By Benjamin Wright | The Playlist December 9, 2011 at 9:43AM
For some of us, including many of The Playlist’s own writing staff, “The Descent” director Neil Marshall is a purely hype-fueled helmer that never quite delivers on the promise of the former film or his chilling debut werewolf picture “Dog Soldiers.” For others, he’s a talent who has made two great genre pictures in the previously mentioned titles, then decided to step outside his comfort zone with the unofficial “Mad Max” homage “Doomsday,” along with the Michael Fassbender-starring Roman war flick “Centurion,” with both achieving varying degrees of success. Regardless of which camp you fall into, Marshall’s name has been floating around a handful of projects, from the Sam Raimi-produced 3D body horror film “Burst” to an ambitious foodie genre flick.
Now Deadline is reporting that Marshall can add another title to his slate of potential/may move on without him list of projects with “Hellfest.” A CBS Films horror project, “Hellfest” will follow a costumed killer on Halloween night that preys upon visitors at a theme park. Apparently the plan is to have this be Marshall’s next project following his work on the much talked about season two episode of “Game of Thrones” entitled “Blackwater,” and production is hoping to start Summer 2012 with plans for this to be a franchise (oh God).

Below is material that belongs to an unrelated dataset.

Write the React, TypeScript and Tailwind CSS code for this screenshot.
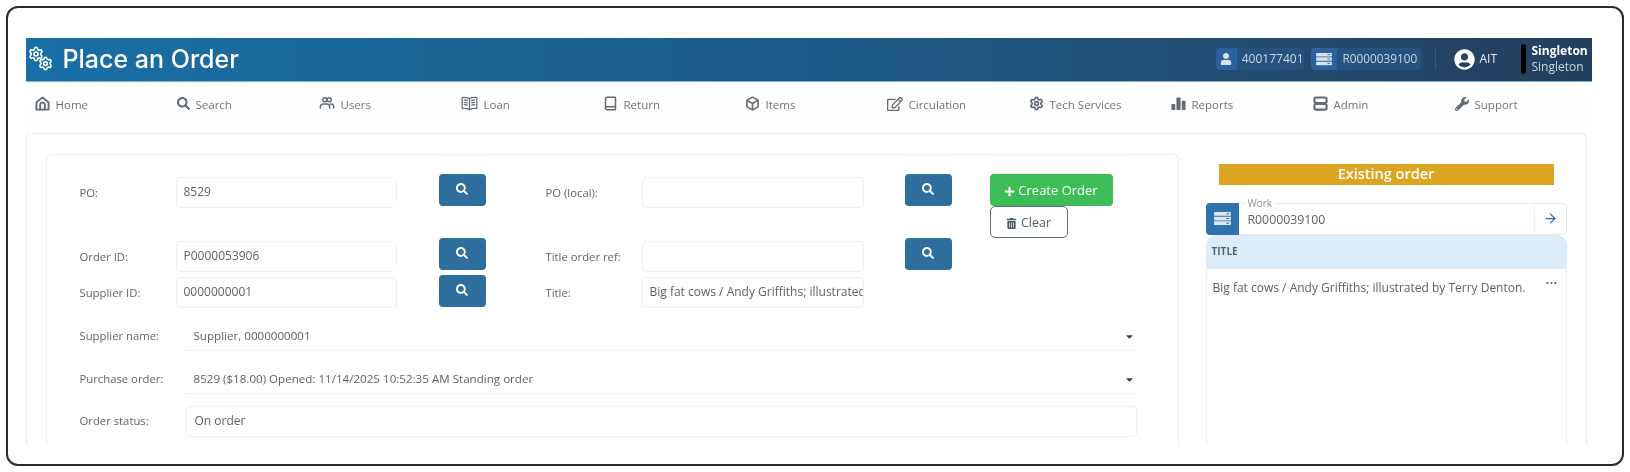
import React from "react";
import { FaSearch, FaRegEdit, FaWrench, FaUser, FaUserCircle, FaTrashAlt, FaPlus, FaCaretDown } from "react-icons/fa";
import { Settings, ArrowRight, Box, Book } from "lucide-react";

const HomeIcon = () => (
  <svg viewBox="0 0 16 16" className="w-[15px] h-[15px]" fill="none" stroke="currentColor" strokeWidth="2">
    <path d="M1.5 7 8 1.5 14.5 7v7.5h-13z" strokeLinejoin="round" />
    <path d="M5.5 14.5V9.5a2.5 2.5 0 0 1 5 0v5" />
  </svg>
);
const UsersIcon = () => (
  <svg viewBox="0 0 18 16" className="w-[16px] h-[15px]" fill="none" stroke="currentColor" strokeWidth="1.6">
    <circle cx="6.5" cy="3.8" r="2.3" />
    <circle cx="11.5" cy="3.8" r="2.3" />
    <path d="M1.5 14v-2.2c0-2 1.8-3.3 4-3.3h3c2.2 0 3.5 1.3 3.5 3.3V14" />
    <path d="M12 8.5h1.5c2 0 3 1.3 3 3V14" />
  </svg>
);
const LoanIcon = () => (
  <svg viewBox="0 0 18 16" className="w-[17px] h-[15px]" fill="none" stroke="currentColor" strokeWidth="1.3">
    <path d="M9 3C7 1.6 4 1.4 1.2 1.6v11.6C4 13 7 13.2 9 14.6c2-1.4 5-1.6 7.8-1.4V1.6C14 1.4 11 1.6 9 3z" strokeLinejoin="round" />
    <path d="M9 3v11.6M3 4.2c1.5 0 3 .2 4.2.7M3 6.7c1.5 0 3 .2 4.2.7M3 9.2c1.5 0 3 .2 4.2.7M15 4.2c-1.5 0-3 .2-4.2.7M15 6.7c-1.5 0-3 .2-4.2.7M15 9.2c-1.5 0-3 .2-4.2.7" />
  </svg>
);
const BarsIcon = () => (
  <svg viewBox="0 0 16 16" className="w-[15px] h-[15px]" fill="currentColor">
    <rect x="0.5" y="8.5" width="4" height="6.5" rx="0.8" />
    <rect x="5.8" y="1.5" width="4.4" height="13.5" rx="0.8" />
    <rect x="11.5" y="5" width="4" height="10" rx="0.8" />
  </svg>
);
const AdminIcon = () => (
  <svg viewBox="0 0 16 16" className="w-[15px] h-[15px]" fill="none" stroke="currentColor" strokeWidth="2.2">
    <rect x="1.5" y="1.5" width="13" height="6" rx="1.8" />
    <rect x="1.5" y="8.5" width="13" height="6" rx="1.8" />
  </svg>
);
const ServerIcon = ({ cls }: { cls: string }) => (
  <svg viewBox="0 0 18 16" className={cls}>
    <rect x="0" y="1" width="18" height="4" rx="0.5" fill="currentColor" />
    <rect x="0" y="6" width="18" height="4" rx="0.5" fill="currentColor" />
    <rect x="0" y="11" width="18" height="4" rx="0.5" fill="currentColor" />
    <path d="M13 3h3M13 8h3M13 13h3" stroke="#2a62a0" strokeWidth="1" />
  </svg>
);
const GearsIcon = () => (
  <span className="flex w-[25px] h-[26px] flex-col text-white shrink-0">
    <Settings size={16} strokeWidth={2.4} />
    <span className="flex justify-end -mt-[6px]">
      <Settings size={15} strokeWidth={2.4} />
    </span>
  </span>
);

const nav: [string, React.ReactNode][] = [
  ["Home", <HomeIcon />],
  ["Search", <FaSearch size={13} />],
  ["Users", <UsersIcon />],
  ["Loan", <LoanIcon />],
  ["Return", <Book size={15} strokeWidth={2.4} />],
  ["Items", <Box size={15} strokeWidth={2.6} />],
  ["Circulation", <FaRegEdit size={16} />],
  ["Tech Services", <Settings size={15} strokeWidth={2.8} />],
  ["Reports", <BarsIcon />],
  ["Admin", <AdminIcon />],
  ["Support", <FaWrench size={14} />],
];

const Input = ({ value, cls }: { value?: string; cls: string }) => (
  <div className={`h-[31px] rounded border border-[#eeeff1] bg-white px-[7px] flex items-center overflow-hidden whitespace-nowrap text-[12px] text-[#5c6269] ${cls}`}>
    {value}
  </div>
);
const SearchBtn = () => (
  <button className="w-[47px] h-[32px] rounded bg-[#2f6f9e] text-white flex items-center justify-center shrink-0">
    <FaSearch size={12} className="-mt-[2px]" />
  </button>
);
const Label = ({ children, cls }: { children: React.ReactNode; cls: string }) => (
  <div className={`text-[11.3px] text-[#5f656b] shrink-0 ${cls}`}>{children}</div>
);

const FormRow = ({ h, l1, v1, l2, v2, btn2, inputTop, children }: { h: string; l1: string; v1: string; l2: string; v2?: string; btn2: boolean; inputTop: string; children?: React.ReactNode }) => (
  <div className={`flex items-start pl-[33px] ${h}`}>
    <Label cls={`w-[96px] leading-[31px] ${inputTop}`}>{l1}</Label>
    <Input value={v1} cls={`w-[221px] ${inputTop}`} />
    <div className="ml-[42px]"><SearchBtn /></div>
    <Label cls={`ml-[60px] w-[96px] leading-[31px] ${inputTop}`}>{l2}</Label>
    <Input value={v2} cls={`w-[222px] ${inputTop}`} />
    <div className="ml-[41px] w-[47px]">{btn2 && <SearchBtn />}</div>
    {children}
  </div>
);

const SelectRow = ({ label, value, cls }: { label: string; value: string; cls: string }) => (
  <div className={`flex items-center pl-[33px] h-[29px] ${cls}`}>
    <Label cls="w-[106px] pt-[1px]">{label}</Label>
    <div className="w-[951px] h-[29px] border-b border-[#eeeff1] flex items-center justify-between pl-[8px] pr-[2px] pt-[1px] text-[11.6px] text-[#5c6269]">
      <span>{value}</span>
      <FaCaretDown size={11} className="text-[#3a3f44]" />
    </div>
  </div>
);

export default function App() {
  return (
    <div className="w-[1630px] h-[472px] bg-white p-[6px] overflow-hidden blur-[0.5px]" style={{ fontFamily: '"Open Sans", sans-serif' }}>
      <div className="w-[1618px] h-[460px] rounded-[12px] border-[2.5px] border-[#2a2a2a] pt-[29.5px] pl-[17.5px]">
        <div className="w-[1566px] h-[407px] overflow-hidden bg-white">
          {/* Header */}
          <header className="h-[44px] flex items-center border-b border-[#7fb0d0] bg-gradient-to-r from-[#186fa6] via-[#1c5c88] to-[#243f5e] text-white">
            <div className="flex items-center pl-[2px]">
              <GearsIcon />
              <span className="ml-[10px] text-[25px] font-medium leading-none" style={{ fontFamily: 'Inter, sans-serif' }}>Place an Order</span>
            </div>
            <div className="ml-auto flex items-center">
              <div className="flex h-[22px] w-[88px] rounded bg-[#27527e] text-[12px] text-[#c9d6e2] items-center">
                <span className="w-[22px] h-full rounded-l bg-[#2a62a0] flex items-center justify-center text-[#d9e2ea]"><FaUser size={12} /></span>
                <span className="ml-[5px]">400177401</span>
              </div>
              <div className="ml-[7px] flex h-[22px] w-[110px] rounded bg-[#27527e] text-[12px] text-[#c9d6e2] items-center">
                <span className="w-[26px] h-full rounded-l bg-[#2a62a0] flex items-center justify-center text-[#d9e2ea]"><ServerIcon cls="w-[16px] h-[14px]" /></span>
                <span className="ml-[6px] text-[11.8px]">R0000039100</span>
              </div>
              <div className="ml-[14px] w-px h-[22px] bg-[#35587c]" />
              <FaUserCircle size={21} className="ml-[18px] text-white" />
              <span className="ml-[5px] text-[12px] text-[#e5ebf0] w-[24px]">AIT</span>
              <div className="ml-[17px] w-[5px] h-[30px] rounded bg-black" />
              <div className="ml-[6px] w-[60px] text-[12px] leading-[16px] whitespace-nowrap">
                <div className="font-bold">Singleton</div>
                <div className="text-[#c9d6e2]">Singleton</div>
              </div>
            </div>
          </header>
          {/* Nav */}
          <nav className="h-[51px] grid grid-cols-[repeat(11,142px)] pl-[9px] pb-[5px] items-center bg-gradient-to-b from-white to-[#fdfdfd] text-[#6c757d] text-[11.5px]">
            {nav.map(([t, ic]) => (
              <div key={t} className="flex items-center gap-[6px]">
                <span className="text-[#626b75] flex items-center -mt-[2px]">{ic}</span>
                <span>{t}</span>
              </div>
            ))}
          </nav>
          {/* Main card */}
          <main className="w-[1561px] h-[312px] rounded-t-[6px] border border-b-0 border-[#e9ebee] pl-[19px] pt-[20px] flex">
            <section className="w-[1133px] h-[300px] rounded-t-[6px] border border-b-0 border-[#eceef0] pt-[19px]">
              <FormRow h="h-[64px]" l1="PO:" v1="8529" l2="PO (local):" btn2 inputTop="mt-[3px]">
                <div className="ml-[38px] flex flex-col items-start">
                  <button className="w-[123px] h-[32px] rounded bg-[#3dbd58] text-white text-[13px] flex items-center justify-center gap-[3px] pt-[3px]">
                    <FaPlus size={11} />Create Order
                  </button>
                  <button className="w-[78px] h-[32px] rounded-[5px] border border-[#5c7080] bg-white text-[#4d5b66] text-[12.5px] flex items-center justify-center gap-[4px] pt-[3px]">
                    <FaTrashAlt size={11} />Clear
                  </button>
                </div>
              </FormRow>
              <FormRow h="h-[37px]" l1="Order ID:" v1="P0000053906" l2="Title order ref:" btn2 inputTop="mt-[3px]" />
              <FormRow h="h-[47px]" l1="Supplier ID:" v1="0000000001" l2="Title:" v2="Big fat cows / Andy Griffiths; illustrated by Terry Denton." btn2={false} inputTop="mt-[2px]" />
              <SelectRow label="Supplier name:" value="Supplier, 0000000001" cls="" />
              <SelectRow label="Purchase order:" value="8529 ($18.00) Opened: 11/14/2025 10:52:35 AM Standing order" cls="mt-[14px]" />
              <div className="flex items-center pl-[33px] mt-[12px]">
                <Label cls="w-[106px]">Order status:</Label>
                <Input value="On order" cls="w-[951px] pl-[8px]" />
              </div>
            </section>
            <aside className="ml-[27px] w-[361px]">
              <div className="ml-[13px] w-[335px] h-[21px] mt-[10px] bg-[#dba421] text-white font-semibold text-[14.5px] flex items-center justify-center">Existing order</div>
              <div className="relative mt-[18px] flex h-[32px] rounded border border-[#e3e5e8]">
                <span className="w-[33px] -ml-px -my-px rounded-l bg-[#2f73ae] flex items-center justify-center text-[#dfe7ee] shrink-0"><ServerIcon cls="w-[17px] h-[15px]" /></span>
                <div className="flex-1 flex items-center pl-[9px] pt-[3px] text-[12.3px] text-[#5c6269]">R0000039100</div>
                <span className="absolute left-[39px] -top-[6px] bg-white px-[2px] text-[10px] leading-[11px] text-[#8b9096]">Work</span>
                <span className="w-[32px] border-l border-[#eceef0] flex items-center justify-center text-[#2f6f9e]"><ArrowRight size={15} strokeWidth={2} /></span>
              </div>
              <div className="h-[220px] rounded-t-[10px] border-x border-[#e2edf6]">
                <div className="h-[34px] -mx-px rounded-t-[10px] bg-[#dcecf9] flex items-center pl-[6px] text-[10px] font-bold text-[#4f6475]">TITLE</div>
                <div className="flex justify-between pl-[6px] pr-[8px] pt-[10px] text-[12px] text-[#5c6269]">
                  <span>Big fat cows / Andy Griffiths; illustrated by Terry Denton.</span>
                  <span className="leading-[12px] tracking-[0.5px] font-bold -mt-[2px]">···</span>
                </div>
              </div>
            </aside>
          </main>
        </div>
      </div>
    </div>
  );
}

The film is being produced by James Cameron’s right hand woman (and former wife) on “The Terminator” and “Aliens,” Gale Ann Hurd, along with her production banner Valhalla Entertainment. They currently have their fingers firmly on the pulse of genre fans with the increasingly obnoxious but hugely successful AMC series “The Walking Dead.”
It’s interesting to see Marshall in-talks to helm such a seemingly low-concept film as this, but perhaps they’re looking for a director who can pump out an above average horror film for a micro-budget. While he hasn’t quite attained the title of a great modern director of screams that has been so readily bestowed upon him by the horror community, perhaps scaling his ambitions back from grandiose Roman war epics is a good thing. As long as Marshall isn’t simply riffing on a film like Tobe Hooper’s “Funhouse,” perhaps this could me a fun little chiller in time for Halloween.